● Data extract

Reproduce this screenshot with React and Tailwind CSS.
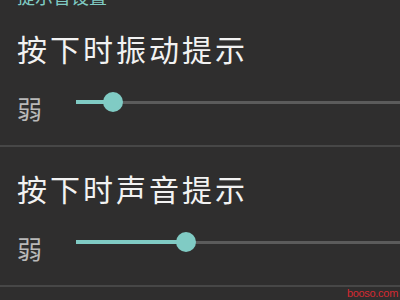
import React from "react";

const font = { fontFamily: '"Noto Sans CJK SC", "Noto Sans", sans-serif' };

function Slider({ pos }) {
  return (
    <div className="relative h-[24px] flex-1">
      <div className="absolute left-0 right-0 top-[11px] h-[3px] bg-[#5b5b5b]" />
      <div
        className="absolute left-0 top-[10px] h-[4px] bg-[#80cbc4]"
        style={{ width: pos }}
      />
      <div
        className="absolute top-[2px] h-[20px] w-[20px] -ml-[10px] rounded-full bg-[#80cbc4]"
        style={{ left: pos }}
      />
    </div>
  );
}

function Section({ title, pos }) {
  return (
    <div className="flex flex-col">
      <div className="px-[17px] text-[30px] leading-[34px] tracking-[3px] text-[#f2f2f2]">
        {title}
      </div>
      <div className="mt-[25px] flex items-start pl-[17px]">
        <div className="mt-[6px] w-[59px] text-[25px] leading-[25px] text-[#b9b9b9]">
          弱
        </div>
        <Slider pos={pos} />
      </div>
    </div>
  );
}

export default function App() {
  return (
    <div
      className="h-[300px] w-[400px] overflow-hidden bg-[#2f2e2e]"
      style={font}
    >
      <div className="-mt-[13px] px-[17px] text-[18px] leading-[18px] text-[#80cbc4]">
        提示音设置
      </div>
      <div className="mt-[26px]">
        <Section title="按下时振动提示" pos={37} />
      </div>
      <div className="mt-[24px] h-[2px] bg-[#474747]" />
      <div className="mt-[24px]">
        <Section title="按下时声音提示" pos={110} />
      </div>
      <div className="mt-[24px] h-[2px] bg-[#474747]" />
      <div className="flex justify-end pr-[2px]">
        <span
          className="text-[11px] leading-[13px] tracking-[-0.3px] text-[#d42a32]"
          style={{ fontFamily: '"Liberation Sans", sans-serif' }}
        >
          booso.com
        </span>
      </div>
    </div>
  );
}
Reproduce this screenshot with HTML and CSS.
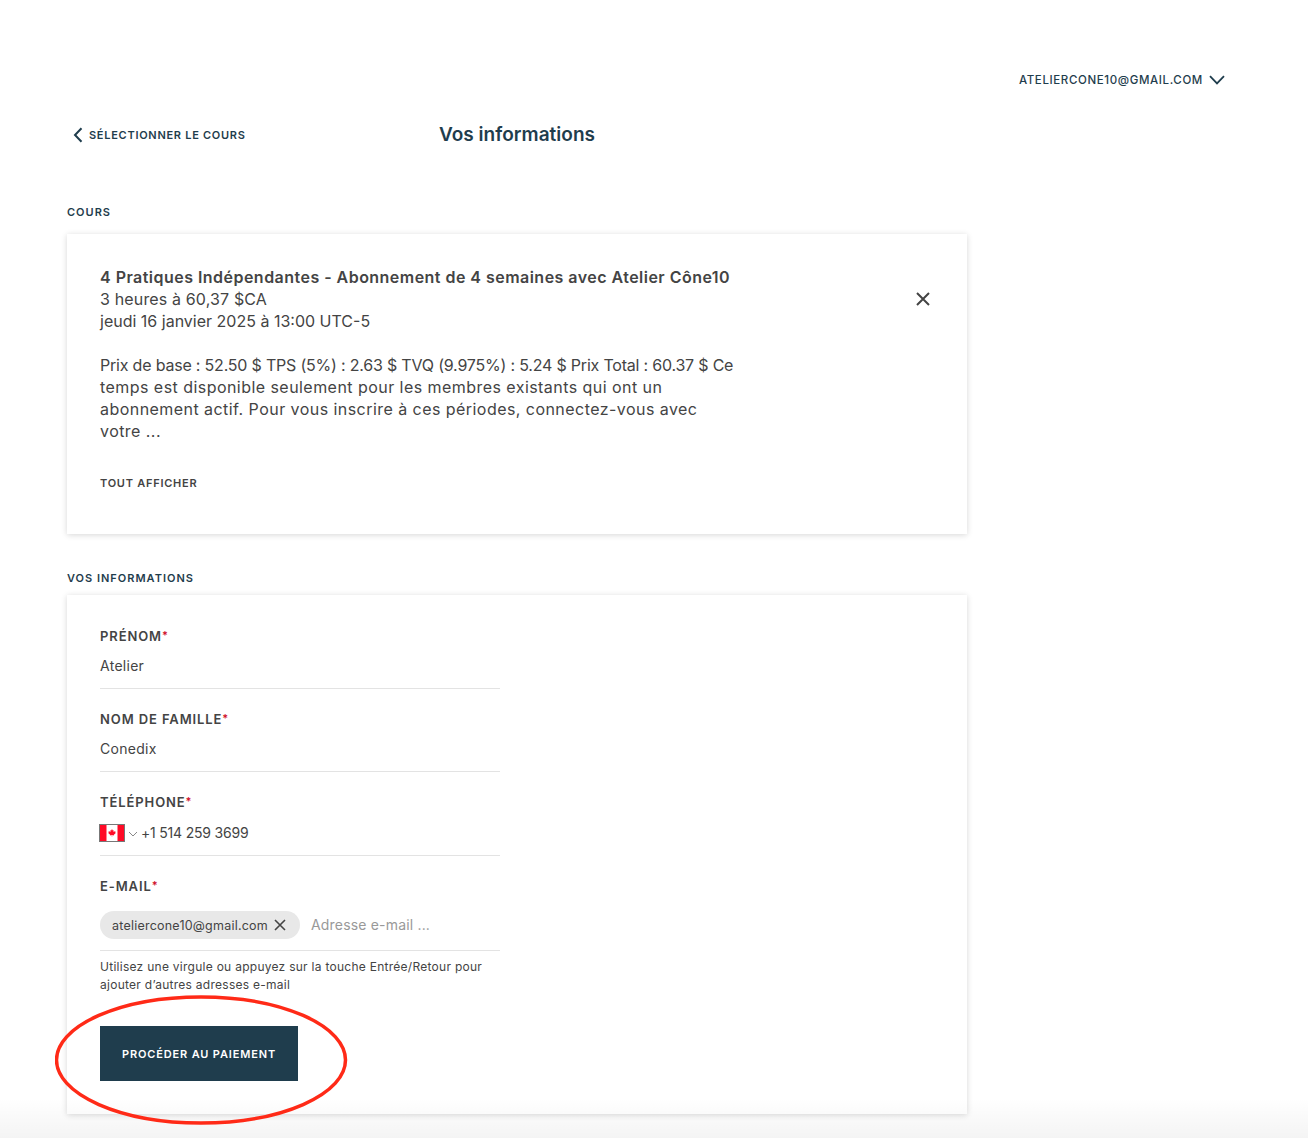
FILE: index.html
```html
<!DOCTYPE html>
<html lang="fr">
<head>
<meta charset="utf-8">
<title>Vos informations</title>
<link rel="stylesheet" href="styles.css">
</head>
<body>
<div class="page">
  <header class="topbar">
    <span class="account">ATELIERCONE10@GMAIL.COM</span>
    <svg class="account-chevron" width="16" height="10" viewBox="0 0 16 10"><path d="M1 1.2 8 8.4 15 1.2" fill="none" stroke="#1f3d4d" stroke-width="1.8"/></svg>
  </header>
  <main class="content">
    <div class="nav-row">
      <a class="back">
        <svg class="back-icon" width="10" height="16" viewBox="0 0 10 16"><path d="M8.5 1.2 2 8l6.5 6.8" fill="none" stroke="#1f3d4d" stroke-width="2"/></svg>
        <span>SÉLECTIONNER LE COURS</span>
      </a>
      <h1 class="title">Vos informations</h1>
    </div>

    <h2 class="section section-first">COURS</h2>
    <section class="card course">
      <div class="course-text">
        <p class="course-name">4 Pratiques Indépendantes - Abonnement de 4 semaines avec Atelier Cône10</p>
        <p class="course-price">3 heures à 60,37 $CA</p>
        <p class="course-date">jeudi 16 janvier 2025 à 13:00 UTC-5</p>
        <p class="course-desc"><span class="desc-digits">Prix de base : 52.50 $ TPS (5%) : 2.63 $ TVQ (9.975%) : 5.24 $ Prix Total : 60.37 $ Ce</span><br>temps est disponible seulement pour les membres existants qui ont un<br>abonnement actif. Pour vous inscrire à ces périodes, connectez-vous avec<br>votre ...</p>
        <a class="show-all">TOUT AFFICHER</a>
      </div>
      <svg class="course-close" width="14" height="14" viewBox="0 0 14 14"><path d="M1 1l12 12M13 1 1 13" fill="none" stroke="#444" stroke-width="2"/></svg>
    </section>

    <h2 class="section section-second">VOS INFORMATIONS</h2>
    <section class="card form">
      <div class="field field-first">
        <div class="label">PRÉNOM<span class="req">*</span></div>
        <div class="value">Atelier</div>
      </div>
      <div class="field">
        <div class="label">NOM DE FAMILLE<span class="req">*</span></div>
        <div class="value">Conedix</div>
      </div>
      <div class="field field-phone">
        <div class="label">TÉLÉPHONE<span class="req">*</span></div>
        <div class="value phone">
          <svg class="flag" width="26" height="18" viewBox="0 0 26 18">
            <rect x="0.5" y="0.5" width="25" height="17" fill="#fff" stroke="#777"/>
            <rect x="1" y="1" width="6.5" height="16" fill="#ff0a26"/>
            <rect x="18.5" y="1" width="6.5" height="16" fill="#ff0a26"/>
            <path d="M13 5l.8 1.5.8-.4-.3 1.8 1-.9.3.8 1.1-.2-.4 1.2.5.3-1.9 1.6.2.7-1.9-.3v1.6h-.4v-1.6l-1.9.3.2-.7-1.9-1.6.5-.3-.4-1.2 1.1.2.3-.8 1 .9-.3-1.8.8.4z" fill="#ff0a26"/>
          </svg>
          <svg class="flag-chevron" width="10" height="6" viewBox="0 0 10 6"><path d="M1 1l4 4 4-4" fill="none" stroke="#888" stroke-width="1"/></svg>
          <span class="phone-number">+1 514 259 3699</span>
        </div>
      </div>
      <div class="field field-email">
        <div class="label">E-MAIL<span class="req">*</span></div>
        <div class="email-row">
          <span class="chip">
            <span>ateliercone10@gmail.com</span>
            <svg class="chip-x" width="12" height="12" viewBox="0 0 12 12"><path d="M1 1l10 10M11 1 1 11" fill="none" stroke="#444" stroke-width="1.6"/></svg>
          </span>
          <span class="placeholder">Adresse e-mail ...</span>
        </div>
      </div>
      <p class="help">Utilisez une virgule ou appuyez sur la touche Entrée/Retour pour<br>ajouter d’autres adresses e-mail</p>
      <button class="submit">PROCÉDER AU PAIEMENT</button>
    </section>
  </main>
  <div class="fade"></div>
  <svg class="annotation" width="300" height="136" viewBox="0 0 300 136"><ellipse cx="146" cy="68" rx="144.5" ry="63" fill="none" stroke="#ff2a17" stroke-width="3.5"/></svg>
</div>
</body>
</html>
```
FILE: styles.css
```css
* { box-sizing: border-box; }
html, body { margin: 0; padding: 0; background: #fff; }
body { font-family: Inter, "Liberation Sans", sans-serif; color: #444; }
p, h1, h2 { margin: 0; }
.page { position: relative; height: 1138px; overflow: hidden; }

.topbar { display: flex; justify-content: flex-end; align-items: center; gap: 6px; height: 20px; margin-top: 70px; padding-right: 83px; }
.account { font-size: 11.5px; font-weight: 500; letter-spacing: 0.63px; color: #1f3d4d; }

.content { width: 900px; margin-left: 67px; }
.nav-row { position: relative; display: flex; align-items: center; justify-content: center; height: 30px; margin-top: 30px; }
.back { position: absolute; left: 6px; top: 7px; display: flex; align-items: center; gap: 6px; font-size: 11px; font-weight: 600; letter-spacing: 0.72px; color: #1f3d4d; }
.title { font-size: 19px; font-weight: 600; color: #1f3d4d; line-height: 30px; letter-spacing: 0.03px; }

.section { font-size: 11px; font-weight: 600; letter-spacing: 1px; color: #1f3d4d; line-height: 16px; }
.section-first { margin-top: 54px; }
.section-second { margin-top: 36px; }

.card { background: #fff; box-shadow: 0 1px 6px rgba(0,0,0,0.16); }
.course { display: flex; justify-content: space-between; height: 300px; margin-top: 14px; padding: 32px 37px 0 33px; }
.course-text { width: 700px; font-size: 16px; line-height: 22px; letter-spacing: 0.45px; }
.course-name { font-weight: 600; letter-spacing: 0.47px; }
.course-price { letter-spacing: 0.15px; }
.course-date { letter-spacing: 0; }
.desc-digits { letter-spacing: -0.2px; }
.course-desc { margin-top: 22px; }
.show-all { display: block; margin-top: 33px; font-size: 11px; font-weight: 600; letter-spacing: 0.75px; line-height: 16px; }
.course-close { margin-top: 26px; }

.form { height: 519px; margin-top: 9px; padding: 29px 33px 0; }
.field { width: 400px; height: 83px; padding-top: 18px; border-bottom: 1px solid #e3e3e3; }
.field-first { height: 65px; padding-top: 0; }
.field-phone { height: 84px; }
.field-email { height: 95px; }
.label { font-size: 13px; font-weight: 600; letter-spacing: 0.9px; line-height: 22px; height: 22px; }
.req { color: #d0112b; font-size: 11px; vertical-align: 2px; }
.value { font-size: 14px; line-height: 20px; letter-spacing: 0.28px; margin-top: 10px; color: #444; }
.phone { display: flex; align-items: center; margin-top: 11px; margin-left: -1px; }
.phone-number { letter-spacing: -0.2px; }
.flag-chevron { margin: 2px 3px 0 3px; }
.email-row { display: flex; align-items: center; gap: 11px; margin-top: 15px; }
.chip { display: flex; align-items: center; gap: 6px; height: 28px; padding: 0 14px 0 12px; border-radius: 14px; background: #e8e8e8; font-size: 12.5px; letter-spacing: 0.22px; }
.placeholder { font-size: 14px; letter-spacing: 0.18px; color: #999; line-height: 18px; }
.help { font-size: 12px; line-height: 18px; letter-spacing: 0.27px; margin-top: 7px; color: #444; }
.submit { display: block; width: 198px; height: 55px; margin-top: 32px; border: 0; border-radius: 0; padding: 0; background: #1f3d4d; color: #fff; font-family: inherit; font-size: 11px; font-weight: 600; letter-spacing: 0.85px; }

.fade { position: absolute; left: 0; right: 0; bottom: 0; height: 40px; background: linear-gradient(to bottom, rgba(0,0,0,0), rgba(0,0,0,0.045)); pointer-events: none; }
.annotation { position: absolute; left: 55px; top: 992px; }
```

● Short exercise
Copy all lines from the material that contain "Reproduce".

● Answer for this exercise
Reproduce this screenshot with React and Tailwind CSS.
Reproduce this screenshot with HTML and CSS.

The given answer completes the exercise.